- Born: Anthony Attah 30 April 1965 (age 61) Ngurore, Northern Region, Nigeria (now Adamawa State, Nigeria)
- Education: University of Ibadan, University of Benin
- Occupations: MD and CEO, Renaissance Africa Energy Company
- Years active: 1990 - present
- Known for: CEO, Renaissance Africa Energy Company; Former CEO of Nigeria LNG Limited
- Spouse: Omataikpo Attah
- Children: 2

= Tony Attah =

Nigerian engineer and business executive

Anthony Attah (born 30 April 1965) is a Nigerian engineer and business executive. He is the current managing director and chief executive officer of Renaissance Africa Energy Company Limited. He previously led Nigeria LNG Limited as managing director and chief executive officer from July 2016 until August 2021, where he oversaw the Final Investment Decision for the Train 7 expansion project, and has held senior roles within Shell's global gas and upstream businesses.

== Early life ==
Attah was born on 30 April 1965 in Ngurore, Nigeria. He is of Ososo descent in the Akoko Edo local government area of Edo State.
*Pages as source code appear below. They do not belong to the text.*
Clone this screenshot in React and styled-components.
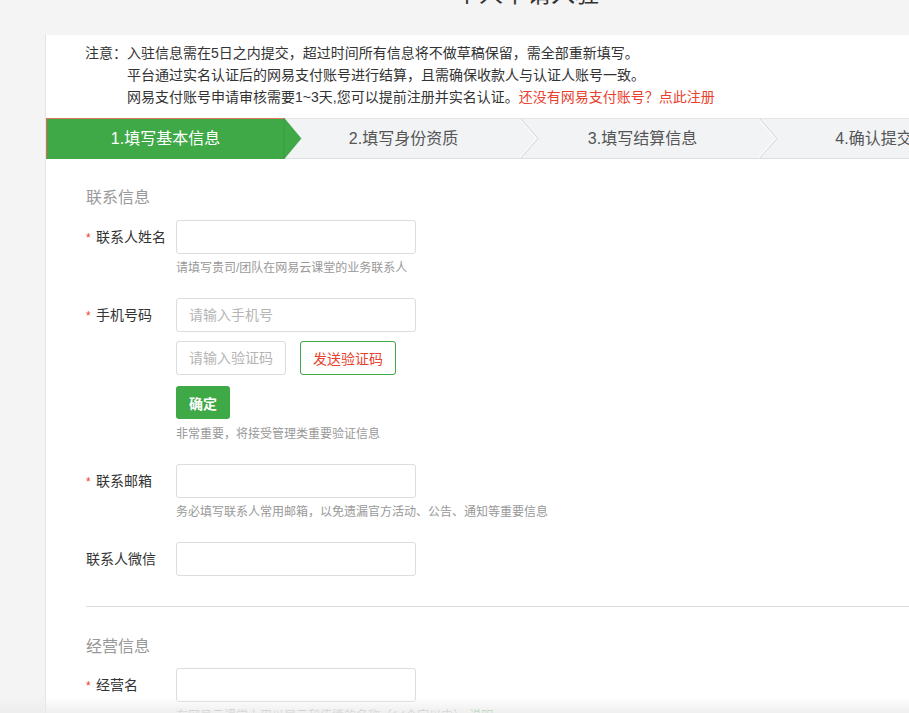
import React from "react";
import styled, { createGlobalStyle } from "styled-components";

const GREEN = "#3fa847";
const RED = "#e8422f";

const GlobalStyle = createGlobalStyle`
  html, body {
    margin: 0;
    padding: 0;
    background: #f4f4f4;
    overflow: hidden;
    font-family: "Liberation Sans", "Noto Sans CJK SC", sans-serif;
    color: #333;
  }
  * { box-sizing: border-box; }
`;

const Page = styled.div`
  width: 964px;
  margin-left: 45px;
`;

const Title = styled.h1`
  margin: -23px 0 0;
  height: 34px;
  line-height: 34px;
  font-size: 24px;
  font-weight: normal;
  text-align: center;
  color: #333;
`;

const Card = styled.div`
  margin-top: 24px;
  background: #fff;
  border-left: 1px solid #e4e4e4;
  padding-top: 7px;
  padding-bottom: 40px;
`;

const Notice = styled.div`
  display: flex;
  padding-left: 39px;
  font-size: 14px;
  line-height: 22px;
  color: #333;
`;

const NoticeLabel = styled.span`
  width: 42px;
  flex: none;
`;

const NoticeLines = styled.div`
  display: flex;
  flex-direction: column;
`;

const NoticeLink = styled.a`
  color: ${RED};
  text-decoration: none;
`;

const Steps = styled.div`
  display: flex;
  margin-top: 10px;
  background: #f1f3f5;
`;

const Step = styled.div`
  position: relative;
  flex: 0 0 ${(p) => p.$width}px;
  height: 41px;
  line-height: 39px;
  text-align: center;
  font-size: 16px;
  color: ${(p) => (p.$active ? "#fff" : "#555")};
  background: ${(p) => (p.$active ? GREEN : "#f1f3f5")};
  border-top: 1px solid ${(p) => (p.$active ? "#e0735e" : "#e2e4e6")};
  border-left: ${(p) => (p.$active ? "1px solid #d96a55" : "none")};
  border-bottom: 1px solid ${(p) => (p.$active ? GREEN : "#dcdfe2")};
`;

const StepArrow = styled.svg`
  position: absolute;
  top: -1px;
  left: 100%;
  margin-left: ${(p) => (p.$active ? "0" : "-2px")};
  width: 18px;
  height: 41px;
  z-index: 1;
  overflow: visible;
`;

const Form = styled.div`
  padding: 0 40px;
`;

const SectionTitle = styled.h3`
  margin: ${(p) => p.$top}px 0 ${(p) => p.$bottom}px;
  font-size: 16px;
  line-height: 24px;
  font-weight: normal;
  color: #999;
`;

const Row = styled.div`
  display: flex;
  margin-bottom: ${(p) => (p.$last ? 0 : 21)}px;
`;

const Label = styled.div`
  width: 90px;
  flex: none;
  height: 34px;
  line-height: 34px;
  font-size: 14px;
  color: #333;
`;

const Star = styled.span`
  display: inline-block;
  width: 10px;
  color: ${RED};
  font-size: 12px;
`;

const Field = styled.div`
  display: flex;
  flex-direction: column;
  align-items: flex-start;
`;

const Input = styled.input`
  width: ${(p) => p.$width || 240}px;
  height: 34px;
  padding: 0 12px;
  border: 1px solid #dcdcdc;
  border-radius: 3px;
  font-size: 14px;
  font-family: inherit;
  color: #333;
  outline: none;
  &::placeholder {
    color: #b5b5b5;
  }
`;

const InlineRow = styled.div`
  display: flex;
  gap: 14px;
  margin-top: 9px;
`;

const SendButton = styled.button`
  height: 34px;
  width: 96px;
  padding: 0;
  background: #fff;
  border: 1px solid ${GREEN};
  border-radius: 3px;
  color: ${RED};
  font-size: 14px;
  font-family: inherit;
`;

const ConfirmButton = styled.button`
  margin-top: 11px;
  height: 33px;
  width: 54px;
  padding: 0;
  background: ${GREEN};
  border: none;
  border-radius: 3px;
  color: #fff;
  font-size: 14px;
  font-weight: bold;
  font-family: inherit;
`;

const Hint = styled.div`
  margin-top: ${(p) => p.$top || 5}px;
  font-size: 12px;
  line-height: 18px;
  color: #999;
`;

const HintLink = styled.a`
  color: ${GREEN};
  text-decoration: none;
  margin-left: 4px;
`;

const Divider = styled.hr`
  margin: 30px 0 0;
  border: none;
  border-top: 1px solid #dddddd;
`;

const BottomFade = styled.div`
  position: fixed;
  left: 0;
  right: 0;
  bottom: 0;
  height: 16px;
  pointer-events: none;
  background: linear-gradient(rgba(238, 238, 238, 0), rgba(236, 236, 236, 0.85));
`;

const steps = [
  { text: "1.填写基本信息", width: 238 },
  { text: "2.填写身份资质", width: 239 },
  { text: "3.填写结算信息", width: 239 },
  { text: "4.确认提交", width: 224 },
];

const Arrow = ({ active }) => (
  <StepArrow $active={active} viewBox="0 0 18 41">
    {active ? (
      <polygon points="0,0 17,20.5 0,41" fill={GREEN} stroke="#37973f" strokeWidth="0.6" />
    ) : (
      <>
        <polyline points="-1.5,1 15.5,20.5 -1.5,40" fill="none" stroke="#fafbfc" strokeWidth="1.2" />
        <polyline points="0,1 17,20.5 0,40" fill="none" stroke="#d3d6da" strokeWidth="1" />
      </>
    )}
  </StepArrow>
);

const FormRow = ({ label, required, last, children }) => (
  <Row $last={last}>
    <Label>
      {required && <Star>*</Star>}
      {label}
    </Label>
    <Field>{children}</Field>
  </Row>
);

export default function App() {
  return (
    <>
      <GlobalStyle />
      <Page>
        <Title>个人申请入驻</Title>
        <Card>
          <Notice>
            <NoticeLabel>注意：</NoticeLabel>
            <NoticeLines>
              <span>入驻信息需在5日之内提交，超过时间所有信息将不做草稿保留，需全部重新填写。</span>
              <span>平台通过实名认证后的网易支付账号进行结算，且需确保收款人与认证人账号一致。</span>
              <span>
                网易支付账号申请审核需要1~3天,您可以提前注册并实名认证。
                <NoticeLink href="#">还没有网易支付账号？点此注册</NoticeLink>
              </span>
            </NoticeLines>
          </Notice>

          <Steps>
            {steps.map((s, i) => (
              <Step key={s.text} $active={i === 0} $width={s.width}>
                {s.text}
                {i < steps.length - 1 && <Arrow active={i === 0} />}
              </Step>
            ))}
          </Steps>

          <Form>
            <SectionTitle $top={27} $bottom={10}>联系信息</SectionTitle>
            <FormRow label="联系人姓名" required>
              <Input />
              <Hint>请填写贵司/团队在网易云课堂的业务联系人</Hint>
            </FormRow>
            <FormRow label="手机号码" required>
              <Input placeholder="请输入手机号" />
              <InlineRow>
                <Input $width={110} placeholder="请输入验证码" />
                <SendButton>发送验证码</SendButton>
              </InlineRow>
              <ConfirmButton>确定</ConfirmButton>
              <Hint $top={6}>非常重要，将接受管理类重要验证信息</Hint>
            </FormRow>
            <FormRow label="联系邮箱" required>
              <Input />
              <Hint>务必填写联系人常用邮箱，以免遗漏官方活动、公告、通知等重要信息</Hint>
            </FormRow>
            <FormRow label="联系人微信" last>
              <Input />
            </FormRow>

            <Divider />

            <SectionTitle $top={28} $bottom={9}>经营信息</SectionTitle>
            <FormRow label="经营名" required>
              <Input />
              <Hint>
                在网易云课堂上用以展示和传播的名称（14个字以内）
                <HintLink href="#">说明</HintLink>
              </Hint>
            </FormRow>
          </Form>
        </Card>
      </Page>
      <BottomFade />
    </>
  );
}
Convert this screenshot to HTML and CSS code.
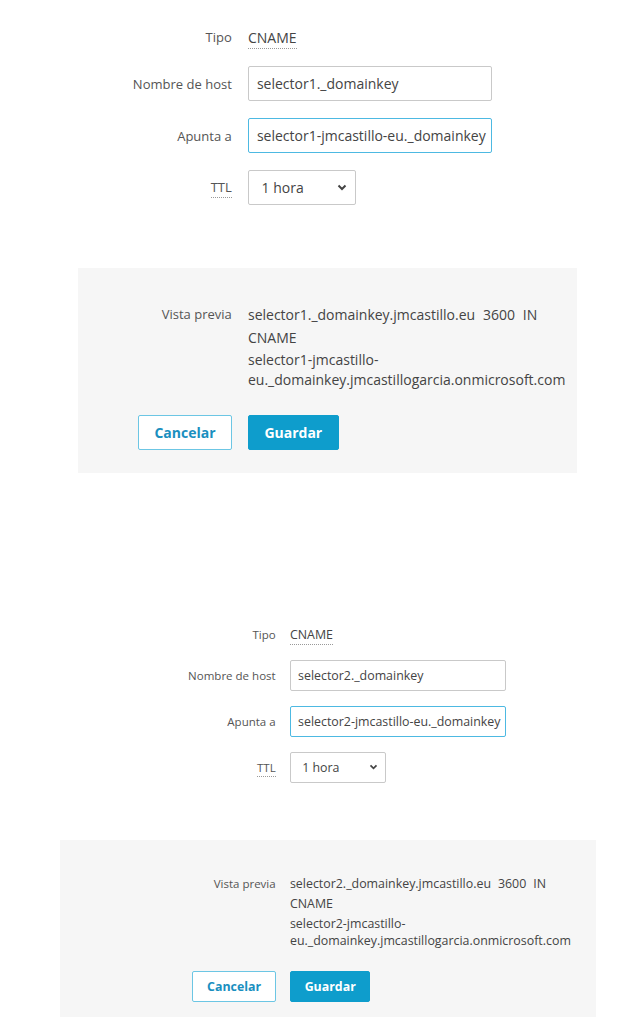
FILE: index.html
```html
<!DOCTYPE html>
<html lang="es">
<head>
  <meta charset="UTF-8">
  <meta name="viewport" content="width=device-width, initial-scale=1.0">
  <title>Registro DNS</title>
  <link rel="stylesheet" href="styles.css">
</head>
<body>
  <section class="dns-record">
    <div class="record-form">
      <div class="form-row form-row--static">
        <div class="form-label">Tipo</div>
        <div class="form-field"><span class="dotted">CNAME</span></div>
      </div>
      <div class="form-row">
        <label class="form-label" for="host1">Nombre de host</label>
        <input class="text-input" id="host1" type="text" value="selector1._domainkey">
      </div>
      <div class="form-row">
        <label class="form-label" for="target1">Apunta a</label>
        <input class="text-input is-focused" id="target1" type="text" value="selector1-jmcastillo-eu._domainkey">
      </div>
      <div class="form-row">
        <div class="form-label"><span class="dotted">TTL</span></div>
        <div class="select">
          <span>1 hora</span>
          <svg width="10" height="7" viewBox="0 0 10 7"><path d="M1.5 1.5 L5 5 L8.5 1.5" fill="none" stroke="#444" stroke-width="2"/></svg>
        </div>
      </div>
    </div>

    <div class="record-preview">
      <div class="preview-row">
        <div class="form-label">Vista previa</div>
        <div class="preview-value">
          <div class="preview-record">
            <span class="rec-part">selector1._domainkey.jmcastillo.eu</span> <span class="rec-part">3600</span> <span class="rec-part">IN</span> <span class="rec-part">CNAME</span>
          </div>
          <div class="preview-target">selector1-jmcastillo-eu._domainkey.jmcastillogarcia.onmicrosoft.com</div>
        </div>
      </div>
      <div class="form-actions">
        <div class="action-cell"><button class="btn btn-secondary" type="button">Cancelar</button></div>
        <button class="btn btn-primary" type="submit">Guardar</button>
      </div>
    </div>
  </section>

  <section class="dns-record dns-record--small">
    <div class="record-form">
      <div class="form-row form-row--static">
        <div class="form-label">Tipo</div>
        <div class="form-field"><span class="dotted">CNAME</span></div>
      </div>
      <div class="form-row">
        <label class="form-label" for="host2">Nombre de host</label>
        <input class="text-input" id="host2" type="text" value="selector2._domainkey">
      </div>
      <div class="form-row">
        <label class="form-label" for="target2">Apunta a</label>
        <input class="text-input is-focused" id="target2" type="text" value="selector2-jmcastillo-eu._domainkey">
      </div>
      <div class="form-row">
        <div class="form-label"><span class="dotted">TTL</span></div>
        <div class="select">
          <span>1 hora</span>
          <svg width="9" height="6" viewBox="0 0 10 7"><path d="M1.5 1.5 L5 5 L8.5 1.5" fill="none" stroke="#444" stroke-width="2"/></svg>
        </div>
      </div>
    </div>

    <div class="record-preview">
      <div class="preview-row">
        <div class="form-label">Vista previa</div>
        <div class="preview-value">
          <div class="preview-record">
            <span class="rec-part">selector2._domainkey.jmcastillo.eu</span> <span class="rec-part">3600</span> <span class="rec-part">IN</span> <span class="rec-part">CNAME</span>
          </div>
          <div class="preview-target">selector2-jmcastillo-eu._domainkey.jmcastillogarcia.onmicrosoft.com</div>
        </div>
      </div>
      <div class="form-actions">
        <div class="action-cell"><button class="btn btn-secondary" type="button">Cancelar</button></div>
        <button class="btn btn-primary" type="submit">Guardar</button>
      </div>
    </div>
  </section>
</body>
</html>
```

FILE: styles.css
```css
body {
  margin: 0;
  font-family: "Open Sans", Arial, sans-serif;
  color: #444;
  background: #fff;
}
.dns-record {
  font-size: 14px;
  padding-top: 25px;
}
.dns-record--small {
  font-size: 12.4px;
  padding-top: 150px;
}
.record-form {
  margin-left: 108px;
}
.form-row {
  display: flex;
  align-items: center;
  margin-bottom: 1.2em;
}
.form-row--static {
  min-height: 1.75em;
}
.form-label {
  width: 10.75em;
  flex-shrink: 0;
  padding-right: 1.24em;
  box-sizing: border-box;
  text-align: right;
  color: #555;
  font-size: 0.93em;
}
.dotted {
  border-bottom: 1px dotted #999;
  padding-bottom: 1px;
}
.form-field {
  color: #444;
}
.text-input {
  box-sizing: border-box;
  width: 17.4em;
  height: 2.5em;
  padding: 0 0.2em 0 0.57em;
  border: 1px solid #c9c9c9;
  border-radius: 2px;
  font-family: inherit;
  font-size: 1em;
  color: #444;
  background: #fff;
  outline: none;
}
.text-input.is-focused {
  border-color: #4db9e2;
}
.select {
  display: flex;
  align-items: center;
  justify-content: space-between;
  box-sizing: border-box;
  width: 7.75em;
  height: 2.5em;
  padding: 0 0.6em 0 0.9em;
  border: 1px solid #c9c9c9;
  border-radius: 2px;
  background: #fff;
}
.record-preview {
  box-sizing: border-box;
  margin-top: 4.5em;
  margin-left: 78px;
  width: 499px;
  padding: 2.5em 0 1.65em 30px;
  background: #f6f6f6;
}
.preview-row {
  display: flex;
  align-items: flex-start;
}
.preview-row .form-label {
  line-height: 1.77em;
}
.preview-value {
  flex: 1;
  padding-right: 0.8em;
}
.preview-record {
  line-height: 1.65em;
}
.rec-part {
  margin-right: 0.3em;
}
.preview-target {
  line-height: 1.36em;
  margin-top: 0.1em;
}
.form-actions {
  display: flex;
  margin-top: 1.9em;
}
.action-cell {
  display: flex;
  justify-content: flex-end;
  width: 10em;
  flex-shrink: 0;
  padding-right: 1.15em;
  box-sizing: border-box;
}
.btn {
  box-sizing: border-box;
  height: 2.5em;
  padding: 0 1.1em;
  border-radius: 2px;
  font-family: inherit;
  font-size: 1em;
  font-weight: 700;
  cursor: pointer;
}
.btn-primary {
  background: #0e9dcc;
  border: 1px solid #0e9dcc;
  color: #fff;
}
.btn-secondary {
  background: #fff;
  border: 1px solid #6cc6e4;
  color: #1a8fbf;
}
.dns-record--small .record-form {
  margin-left: 166px;
}
.dns-record--small .record-preview {
  margin-top: 4.65em;
  margin-left: 60px;
  width: 536px;
  padding-top: 2.7em;
  padding-left: 106px;
  padding-bottom: 1.2em;
}
.dns-record--small .form-actions {
  margin-top: 1.75em;
}
```
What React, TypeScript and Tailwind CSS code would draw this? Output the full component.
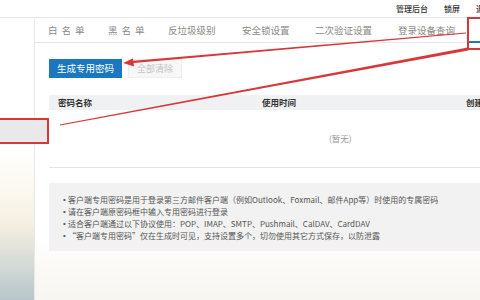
import React from 'react';

const tabs = [
  { label: '白名单', w: 'w-[60px]', spaced: true },
  { label: '黑名单', w: 'w-[60px]', spaced: true },
  { label: '反垃圾级别', w: 'w-[74px]' },
  { label: '安全锁设置', w: 'w-[73px]' },
  { label: '二次验证设置', w: 'w-[83px]' },
  { label: '登录设备查询', w: 'w-[70px]' },
];

const notes = [
  '客户端专用密码是用于登录第三方邮件客户端（例如Outlook、Foxmail、邮件App等）时使用的专属密码',
  '请在客户端原密码框中输入专用密码进行登录',
  '适合客户端通过以下协议使用：POP、IMAP、SMTP、Pushmail、CalDAV、CardDAV',
  '“客户端专用密码”仅在生成时可见，支持设置多个，切勿使用其它方式保存，以防泄露',
];

const App: React.FC = () => {
  return (
    <div
      className="relative w-[480px] h-[300px] overflow-hidden bg-white flex flex-col"
      style={{ fontFamily: '"Noto Sans CJK SC", "Noto Sans", sans-serif' }}
    >
      {/* Top bar */}
      <div className="h-[18px] shrink-0 border-b border-[#e6e6e6] flex items-center justify-end gap-[16px] mr-[-12px] text-[8px] text-[#333] font-medium whitespace-nowrap">
        <span>管理后台</span>
        <span>锁屏</span>
        <span>退出</span>
      </div>

      <div className="flex flex-1 min-h-0">
        {/* Sidebar */}
        <div className="w-[35px] shrink-0 border-r border-[#e8e8e8] bg-[linear-gradient(to_bottom,#ffffff_0%,#ffffff_45%,#fbf8ef_62%,#f3eedf_74%,#d6dbd7_87%,#b8c5ca_100%)]" />

        {/* Main */}
        <div className="flex-1 min-w-0 flex flex-col bg-[linear-gradient(to_bottom,#ffffff_0%,#ffffff_78%,#fbfaf6_88%,#f8f6f1_100%)]">
          {/* Tabs */}
          <div className="h-[25px] shrink-0 border-b border-[#e6e6e6] flex pl-[13px] text-[9.5px] text-[#8a8a8a] whitespace-nowrap">
            {tabs.map(t => (
              <div key={t.label} className={`${t.w} shrink-0 flex items-center`}>
                <span className={t.spaced ? 'tracking-[4px]' : ''}>{t.label}</span>
              </div>
            ))}
            <div className="flex-1 border-b-2 border-[#1a79c0] mb-[-1px]" />
          </div>

          <div className="pl-[14px] flex flex-col">
            {/* Buttons */}
            <div className="mt-[16px] flex gap-[6px]">
              <div className="w-[73px] h-[19px] bg-[#1b78bf] text-white text-[9.5px] flex items-center justify-center">
                生成专用密码
              </div>
              <div className="w-[54px] h-[19px] bg-[#f7f7f7] border border-[#eeeeee] text-[#c4c4c4] text-[9px] flex items-center justify-center">
                全部清除
              </div>
            </div>

            {/* Table */}
            <div className="mt-[17px] h-[15px] bg-[#f0f1f2] flex items-center text-[8.5px] font-bold text-[#333] whitespace-nowrap">
              <span className="w-[213px] shrink-0 pl-[9px]">密码名称</span>
              <span className="w-[204px] shrink-0">使用时间</span>
              <span className="shrink-0">创建时间</span>
            </div>
            <div className="h-[58px] border-b border-[#e4e4e4] flex items-center pl-[280px] text-[8.5px] text-[#999]">
              (暂无)
            </div>

            {/* Notes */}
            <div className="mt-[15px] bg-[#f2f2f2] pt-[11px] pb-[9px] pl-[14px] text-[8px] leading-[12px] text-[#555] whitespace-nowrap">
              {notes.map(n => (
                <div key={n} className="flex">
                  <span className="w-[5px] shrink-0 font-['Liberation_Sans',sans-serif]">•</span>
                  <span>{n}</span>
                </div>
              ))}
            </div>
          </div>
        </div>
      </div>

      {/* Annotation overlays */}
      <div className="absolute left-[-2px] top-[118px] w-[51px] h-[26px] border-2 border-[#d9363a] bg-[#e9e9e9]" />
      <div className="absolute left-[467px] top-[17px] w-[20px] h-[33px] border-2 border-[#d9363a]" />
      <svg className="absolute inset-0 pointer-events-none" width="480" height="300" viewBox="0 0 480 300">
        <polygon points="466,32.4 466,33.6 131,63.3 130.8,60.9" fill="#d9363a" />
        <polygon points="123,63 133,58.5 134,66.5" fill="#d9363a" />
        <polygon points="467.7,47.4 468.3,50.6 60.1,125.5 59.9,124.5" fill="#d9363a" />
      </svg>
    </div>
  );
};

export default App;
Attah earned a Bachelor of Engineering in Mechanical Engineering from the University of Ibadan in 1987 and a Master of Business Administration (MBA) from the University of Benin in 1997.

== Career ==
=== Early career ===
He began his professional career at Sokoto Cement Company as a Maintenance and Operations Shift Supervisor, then joined Royal Dutch Shell, rising through technical, commercial, and leadership roles both in Nigeria and abroad. His positions included Senior Projects Advisor in Shell's Group Integrated Gas business in The Hague, Managing Director of Shell Nigeria Exploration and Production Company(SNEPCo),Vice President HSE and Corporate Affairs, and Vice President Human Resources (HR) in Shell E&P Africa.,.

===Nigeria LNG Limited===
In July 2016, Attah was appointed Managing Director and Chief Executive Officer of Nigeria LNG Limited, a joint venture owned by the Nigerian National Petroleum Corporation (49%), Shell Gas BV (25.6%), Total LNG Nigeria Ltd (15%) and Eni International (10.4%). He led the company until 30 August 2021. During his tenure, he steered NLNG to the Final Investment Decision (FID) on the multibillion-dollar Train 7 expansion project, expected to boost the company's liquefied natural gas capacity by approximately 35%. He also promoted gas monetisation initiatives and sustainability practices, including efforts to reduce gas flaring in Nigeria.

===Renaissance Africa Energy Company===
In March 2024, Attah became managing director and chief executive officer of Renaissance Africa Energy Company Limited.